Oireachtas Joint and Select Committees

Wednesday, 7 March 2018

Joint Oireachtas Committee on Transport, Tourism and Sport

CIÉ Group Pensions: Discussion

9:30 am

Photo of Catherine MurphyCatherine Murphy (Kildare North, Social Democrats) | Oireachtas source

I apologise as I will have to leave to speak in the Dáil.

I have a couple of questions, but I will begin by making a few points. I accept that this is different, in that it is a statutory scheme, but let us look at it from a pensioner's perspective. Certainty about the future is something that people spend their whole lives trying to achieve, but there is a point at which it becomes too late to do that if something interjects. For some people, in particular those with a total reliance on the CIÉ pension, a significant issue arises. That has been made even worse by some of the changes to the social welfare legislation that were enacted in 2012 and 2013 and reduced people's entitlement to full pensions unless they fulfilled certain criteria. We must acknowledge that this is a serious issue for people living in poverty.

Discussions on this matter often come across as being very academic, so an indication of exactly what kind of money people would exist on - there are various grades, of course - if they were exclusively reliant on a full pension from CIÉ would be useful. It is a sizable set of schemes at 16,000 people, for whom this is critical.

I will pick up on the point that was made about two parties signing up. Regarding whether the 1951 pension scheme was fully complied with in terms of what was submitted to the Pensions Authority in 2013, was any CIÉ board member who is currently on the 1951 scheme committee also a member of that committee in 2013 or has its membership changed totally?
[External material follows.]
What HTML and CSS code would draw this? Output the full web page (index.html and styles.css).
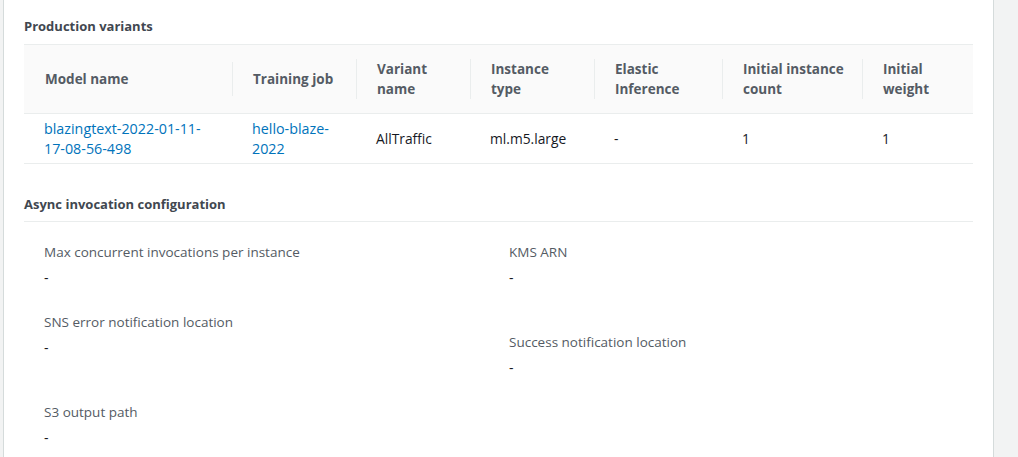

Has there been some crossover?

Regarding independent legal opinion, a figure of £30,000 was mentioned. How much would be required? Knowing whether the £30,000 would be sufficient would be useful. Are strings attached to the £30,000? If its provision is contingent on something being done in return for it, that is a different proposition.

I would like to hear the other side's response to my next point. It has been stated that the employees rejected an increase in their contributions. Just as it was a hard time for legal entities like the CIÉ board, it was a tough time for individuals who had significant additional costs imposed on them. It might be useful to hear whether there were other reasons for the unions to take that decision. We need a balanced understanding of the situation.

Obviously, the legal advice has to be independent. Essentially, we are discussing freeing up money to get legal advice as opposed to the advice being commissioned by CIÉ, given that the latter would raise issues of privilege and so on. What advice is being sought? There are large amounts of documentation, primary legislation and secondary legislation. Is the advice focused on that aspect or does it need to be wider? Have the trustees commissioned any legal advice? I presume that option is open to them. Is there the funding capacity to commission that advice?